Cam Tavan Sendromu’nun üstesinden gelmek, hem bireyler hem de kurumlar için kapsamlı bir strateji gerektirir. İşte bu konuda atılabilecek bazı adımlar:
- Farkındalık Yaratma: Kurum içi eğitim programları ve atölyeler, çalışanların ve yöneticilerin bilinçaltı önyargılarını tanımalarına ve bu önyargılarla mücadele etmelerine yardımcı olabilir.
- Çeşitlilik ve Dahil Etme Stratejileri: Şirketlerin, yönetim kadrolarında ve üst düzey pozisyonlarda çeşitliliği teşvik eden politikalar benimsemesi, cam tavanın kırılmasına katkı sağlayabilir.

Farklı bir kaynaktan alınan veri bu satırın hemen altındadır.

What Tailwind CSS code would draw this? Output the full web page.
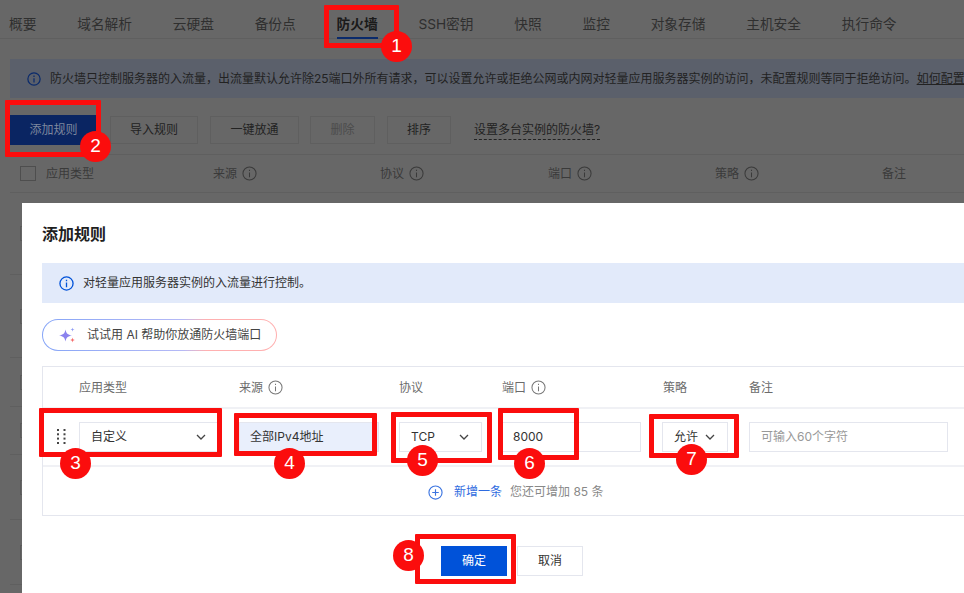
<!DOCTYPE html>
<html lang="zh-CN">
<head>
  <meta charset="UTF-8" />
  <title>添加规则</title>
  <script src="https://cdn.jsdelivr.net/npm/@tailwindcss/browser@4"></script>
</head>
<body class="w-[964px] h-[593px] overflow-hidden relative bg-[#676767] text-[#2b2b2b] font-['Inter','Noto_Sans_CJK_SC',sans-serif] text-[12px]">

  <!-- page behind the dialog -->
  <div class="flex items-center gap-[40.8px] h-[39px] pl-[9px] pt-[10px] border-b border-[#5f5f5f] text-[13.7px] text-[#2f2f2f] whitespace-nowrap">
    <span>概要</span>
    <span>域名解析</span>
    <span>云硬盘</span>
    <span>备份点</span>
    <span class="relative font-semibold text-[#1a1a1a]">防火墙
      <span class="absolute left-0 right-0 top-[23px] h-[2px] bg-[#0a2a6b]"></span>
    </span>
    <span>SSH密钥</span>
    <span>快照</span>
    <span>监控</span>
    <span>对象存储</span>
    <span>主机安全</span>
    <span>执行命令</span>
  </div>

  <div class="ml-[10px] mt-[20px] h-[39px] pt-[1px] bg-[#5b606b] flex items-center pl-[17px] gap-[9px] whitespace-nowrap text-[#222]">
    <svg class="w-[14px] h-[14px] shrink-0" viewBox="0 0 16 16" fill="none" stroke="#0a2a6b" stroke-width="1.4"><circle cx="8" cy="8" r="7"/><path d="M8 7v5M8 4v1.6"/></svg>
    <span>防火墙只控制服务器的入流量，出流量默认允许除25端口外所有请求，可以设置允许或拒绝公网或内网对轻量应用服务器实例的访问，未配置规则等同于拒绝访问。<span class="underline">如何配置</span></span>
  </div>

  <div class="ml-[10px] mt-[18px] flex items-center h-[28px] whitespace-nowrap">
    <div class="w-[87px] h-[30px] bg-[#0a2562] text-[#7e889e] flex items-center justify-center">添加规则</div>
    <div class="ml-[13px] w-[88px] h-full border border-[#5f5f5f] text-[#222] flex items-center justify-center">导入规则</div>
    <div class="ml-[12px] w-[89px] h-full border border-[#5f5f5f] text-[#222] flex items-center justify-center">一键放通</div>
    <div class="ml-[11px] w-[65px] h-full border border-[#5f5f5f] text-[#4c4c4c] flex items-center justify-center">删除</div>
    <div class="ml-[12px] w-[64px] h-full border border-[#5f5f5f] text-[#222] flex items-center justify-center">排序</div>
    <span class="ml-[23px] border-b border-dashed border-[#222] text-[#222]">设置多台实例的防火墙?</span>
  </div>

  <div class="ml-[10px] mt-[10px] h-[39px] border-y border-[#5f5f5f] flex items-center text-[#3a3a3a] whitespace-nowrap">
    <span class="ml-[10px] w-[16px] h-[15px] border border-[#4e4e4e]"></span>
    <span class="ml-[10px] w-[167px]">应用类型</span>
    <span class="w-[167px] flex items-center gap-[5px]">来源 <svg class="w-[15px] h-[15px]" viewBox="0 0 16 16" fill="none" stroke="#3a3a3a" stroke-width="1.1"><circle cx="8" cy="8" r="7"/><path d="M8 7v5M8 4v1.4"/></svg></span>
    <span class="w-[168px] flex items-center gap-[5px]">协议 <svg class="w-[15px] h-[15px]" viewBox="0 0 16 16" fill="none" stroke="#3a3a3a" stroke-width="1.1"><circle cx="8" cy="8" r="7"/><path d="M8 7v5M8 4v1.4"/></svg></span>
    <span class="w-[167px] flex items-center gap-[5px]">端口 <svg class="w-[15px] h-[15px]" viewBox="0 0 16 16" fill="none" stroke="#3a3a3a" stroke-width="1.1"><circle cx="8" cy="8" r="7"/><path d="M8 7v5M8 4v1.4"/></svg></span>
    <span class="w-[167px] flex items-center gap-[5px]">策略 <svg class="w-[15px] h-[15px]" viewBox="0 0 16 16" fill="none" stroke="#3a3a3a" stroke-width="1.1"><circle cx="8" cy="8" r="7"/><path d="M8 7v5M8 4v1.4"/></svg></span>
    <span>备注</span>
  </div>

  <!-- table rows, only their left edge shows beside the dialog -->
  <div class="ml-[10px]">
    <div class="h-[82px] border-b border-[#5f5f5f] flex items-center pl-[10px]"><span class="w-[15px] h-[15px] border border-[#5a5a5a]"></span></div>
    <div class="h-[83px] border-b border-[#5f5f5f] flex items-center pl-[10px]"><span class="w-[15px] h-[15px] border border-[#5a5a5a]"></span></div>
    <div class="h-[49px] border-b border-[#5f5f5f] flex items-center pl-[10px]"><span class="w-[15px] h-[15px] border border-[#5a5a5a]"></span></div>
    <div class="h-[48px] border-b border-[#5f5f5f] flex items-center pl-[10px]"><span class="w-[15px] h-[15px] border border-[#5a5a5a]"></span></div>
    <div class="h-[65px] border-b border-[#5f5f5f] flex items-center pl-[10px]"><span class="w-[15px] h-[15px] border border-[#5a5a5a]"></span></div>
    <div class="h-[65px] border-b border-[#5f5f5f] flex items-center pl-[10px]"><span class="w-[15px] h-[15px] border border-[#5a5a5a]"></span></div>
  </div>

  <!-- dialog -->
  <div class="absolute left-[22px] top-[203px] w-[942px] h-[390px] bg-white pl-[20px] whitespace-nowrap overflow-hidden">
    <h3 class="pt-[21px] text-[16px] leading-[20px] font-semibold text-[#1f1f1f]">添加规则</h3>

    <div class="mt-[19px] h-[40px] bg-[#e2eafa] flex items-center pl-[17px] gap-[9px] text-[#333]">
      <svg class="w-[15px] h-[15px] shrink-0" viewBox="0 0 16 16" fill="none" stroke="#0052d9" stroke-width="1.4"><circle cx="8" cy="8" r="7"/><path d="M8 7v5M8 4v1.6"/></svg>
      <span>对轻量应用服务器实例的入流量进行控制。</span>
    </div>

    <div class="mt-[16px] w-[235px] h-[32px] rounded-full p-px bg-gradient-to-r from-[#86a5f7] via-[#b5b9f6] via-60% to-[#ffb0b0] to-70%">
      <div class="w-full h-full rounded-full bg-white flex items-center pl-[16px] gap-[11px] text-[#444]">
        <svg class="w-[17px] h-[17px] shrink-0" viewBox="0 0 17 17"><path d="M6.500 2.500C7.200 6.300 8.700 7.800 13 8.500 8.700 9.200 7.200 10.700 6.500 14.500 5.800 10.700 4.300 9.200 0 8.500 4.300 7.800 5.800 6.300 6.500 2.500Z" fill="#8b83ee"/><path d="M13.500 .5c.3 1.500.6 1.800 2 2.100-1.400.3-1.700.6-2 2.100-.3-1.500-.6-1.800-2-2.100 1.400-.3 1.700-.6 2-2.100Z" fill="#8f9cf5"/><path d="M13.500 10.500c.3 1.800.7 2.200 2.500 2.500-1.800.3-2.200.7-2.500 2.500-.3-1.800-.7-2.200-2.500-2.500 1.800-.3 2.200-.7 2.500-2.500Z" fill="#f56c6c"/></svg>
        <span>试试用 AI 帮助你放通防火墙端口</span>
      </div>
    </div>

    <div class="mt-[15px] w-[960px] h-[150px] border border-[#e4e6ee]">
      <div class="h-[40px] pt-[1px] flex items-center text-[#6b6b6b]">
        <span class="ml-[36px] w-[160px]">应用类型</span>
        <span class="w-[160px] flex items-center gap-[5px]">来源 <svg class="w-[15px] h-[15px]" viewBox="0 0 16 16" fill="none" stroke="#777" stroke-width="1.1"><circle cx="8" cy="8" r="7"/><path d="M8 7v5M8 4v1.4"/></svg></span>
        <span class="w-[103px]">协议</span>
        <span class="w-[161px] flex items-center gap-[5px]">端口 <svg class="w-[15px] h-[15px]" viewBox="0 0 16 16" fill="none" stroke="#777" stroke-width="1.1"><circle cx="8" cy="8" r="7"/><path d="M8 7v5M8 4v1.4"/></svg></span>
        <span class="w-[86px]">策略</span>
        <span>备注</span>
      </div>
      <div class="h-[60px] pb-[1px] border-y-2 border-[#f0f1f5] flex items-center text-[#333]">
        <svg class="ml-[14px] w-[9px] h-[15px] shrink-0" viewBox="0 0 9 15" fill="#444"><rect x="0" y="0" width="2" height="2"/><rect x="6.500" y="0" width="2" height="2"/><rect x="0" y="4.300" width="2" height="2"/><rect x="6.500" y="4.300" width="2" height="2"/><rect x="0" y="8.600" width="2" height="2"/><rect x="6.500" y="8.600" width="2" height="2"/><rect x="0" y="13" width="2" height="2"/><rect x="6.500" y="13" width="2" height="2"/></svg>
        <div class="ml-[13px] w-[139px] h-[30px] shrink-0 border border-[#e4e6ee] flex items-center justify-between pl-[11px] pr-[11px]">
          <span>自定义</span>
          <svg class="w-[10px] h-[6px]" viewBox="0 0 10 6" fill="none" stroke="#444" stroke-width="1.3"><path d="M1 1l4 4 4-4"/></svg>
        </div>
        <div class="ml-[21px] w-[140px] h-[30px] shrink-0 bg-[#e9effc] border border-[#e4e6ee] flex items-center pl-[10px]">全部IPv4地址</div>
        <div class="ml-[20px] w-[83px] h-[30px] shrink-0 border border-[#e4e6ee] flex items-center justify-between pl-[11px] pr-[12px]">
          <span>TCP</span>
          <svg class="w-[10px] h-[6px]" viewBox="0 0 10 6" fill="none" stroke="#444" stroke-width="1.3"><path d="M1 1l4 4 4-4"/></svg>
        </div>
        <div class="ml-[20px] w-[139px] h-[30px] shrink-0 border border-[#e4e6ee] flex items-center pl-[10px]">8000</div>
        <div class="ml-[21px] w-[66px] h-[30px] shrink-0 border border-[#e4e6ee] flex items-center justify-between pl-[11px] pr-[12px]">
          <span>允许</span>
          <svg class="w-[10px] h-[6px]" viewBox="0 0 10 6" fill="none" stroke="#444" stroke-width="1.3"><path d="M1 1l4 4 4-4"/></svg>
        </div>
        <div class="ml-[21px] w-[199px] h-[30px] shrink-0 border border-[#e4e6ee] flex items-center pl-[11px] text-[#999]">可输入60个字符</div>
      </div>
      <div class="h-[48px] pt-[2px] flex items-center pl-[385px]">
        <svg class="w-[15px] h-[15px]" viewBox="0 0 16 16" fill="none" stroke="#3b74e0" stroke-width="1.2"><circle cx="8" cy="8" r="7"/><path d="M8 4.500v7M4.500 8h7"/></svg>
        <span class="ml-[11px] text-[#2f6be0]">新增一条</span>
        <span class="ml-[8px] text-[#888]">您还可增加 85 条</span>
      </div>
    </div>

    <div class="mt-[30px] ml-[399px] flex gap-[10px]">
      <div class="w-[66px] h-[30px] bg-[#0052d9] text-white flex items-center justify-center">确定</div>
      <div class="w-[66px] h-[30px] border border-[#e4e6ee] text-[#333] flex items-center justify-center">取消</div>
    </div>
  </div>

  <!-- red callouts drawn over the screenshot -->
  <div class="absolute left-[324px] top-[5px] w-[75px] h-[43px] border-[5px] border-[#fb0d0d] rounded-[1px]"></div>
  <div class="absolute left-[5px] top-[100px] w-[96px] h-[57px] border-[5px] border-[#fb0d0d] rounded-[1px]"></div>
  <div class="absolute left-[39px] top-[408px] w-[183px] h-[49px] border-[5px] border-[#fb0d0d] rounded-[1px]"></div>
  <div class="absolute left-[234px] top-[413px] w-[143px] h-[43px] border-[5px] border-[#fb0d0d] rounded-[1px]"></div>
  <div class="absolute left-[391px] top-[412px] w-[101px] h-[51px] border-[5px] border-[#fb0d0d] rounded-[1px]"></div>
  <div class="absolute left-[498px] top-[408px] w-[81px] h-[52px] border-[5px] border-[#fb0d0d] rounded-[1px]"></div>
  <div class="absolute left-[649px] top-[414px] w-[90px] h-[44px] border-[5px] border-[#fb0d0d] rounded-[1px]"></div>
  <div class="absolute left-[415px] top-[534px] w-[101px] h-[50px] border-[5px] border-[#fb0d0d] rounded-[1px]"></div>

  <div class="absolute left-[381px] top-[31px] w-[31px] h-[31px] rounded-full bg-[#fb0d0d] text-white text-[19px] font-['Liberation_Sans'] flex items-center justify-center">1</div>
  <div class="absolute left-[80px] top-[131px] w-[31px] h-[31px] rounded-full bg-[#fb0d0d] text-white text-[19px] font-['Liberation_Sans'] flex items-center justify-center">2</div>
  <div class="absolute left-[60px] top-[448px] w-[31px] h-[31px] rounded-full bg-[#fb0d0d] text-white text-[19px] font-['Liberation_Sans'] flex items-center justify-center">3</div>
  <div class="absolute left-[274px] top-[448px] w-[31px] h-[31px] rounded-full bg-[#fb0d0d] text-white text-[19px] font-['Liberation_Sans'] flex items-center justify-center">4</div>
  <div class="absolute left-[407px] top-[445px] w-[31px] h-[31px] rounded-full bg-[#fb0d0d] text-white text-[19px] font-['Liberation_Sans'] flex items-center justify-center">5</div>
  <div class="absolute left-[514px] top-[448px] w-[31px] h-[31px] rounded-full bg-[#fb0d0d] text-white text-[19px] font-['Liberation_Sans'] flex items-center justify-center">6</div>
  <div class="absolute left-[676px] top-[444px] w-[31px] h-[31px] rounded-full bg-[#fb0d0d] text-white text-[19px] font-['Liberation_Sans'] flex items-center justify-center">7</div>
  <div class="absolute left-[393px] top-[540px] w-[31px] h-[31px] rounded-full bg-[#fb0d0d] text-white text-[19px] font-['Liberation_Sans'] flex items-center justify-center">8</div>
</body>
</html>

Bu stratejiler, işe alım ve terfi süreçlerinde adil ve şeffaf uygulamalar içerir.
- Mentorluk ve Liderlik Gelişimi: Kadınlar ve azınlık gruplarından gelen çalışanlar için özel mentörlük programları ve liderlik gelişim fırsatları sunmak, onların kariyerlerinde ilerlemelerine yardımcı olabilir.
- Politikalar ve Düzenlemeler: Kurumsal seviyede eşitliği sağlayacak politikaların yanı sıra, devlet düzeyinde de ayrımcılığı önleyici yasal düzenlemelerin güçlendirilmesi önemlidir.
Cam Tavan Sendromu, günümüzde iş dünyasında hala varlığını sürdüren ve çözülmesi gereken önemli bir sorundur. Bu görünmez engellerin ortadan kalkması için toplumsal ve kurumsal farkındalığın artması, çeşitlilik ve kapsayıcılık politikalarının hayata geçirilmesi gerekmektedir. Ancak bu şekilde, iş dünyasında gerçek anlamda eşit bir çalışma ortamı yaratılabilir ve herkesin potansiyelini tam anlamıyla gerçekleştirmesi sağlanabilir.
Çalışanların yetenek ve başarılarına dayalı bir kariyer yolu, sadece bireyler için değil, aynı zamanda iş dünyasının genel başarısı için de hayati öneme sahiptir. Bu nedenle, cam tavanın kırılması için atılacak her adım, daha adil ve kapsayıcı bir gelecek için önemli bir kazanım olacaktır.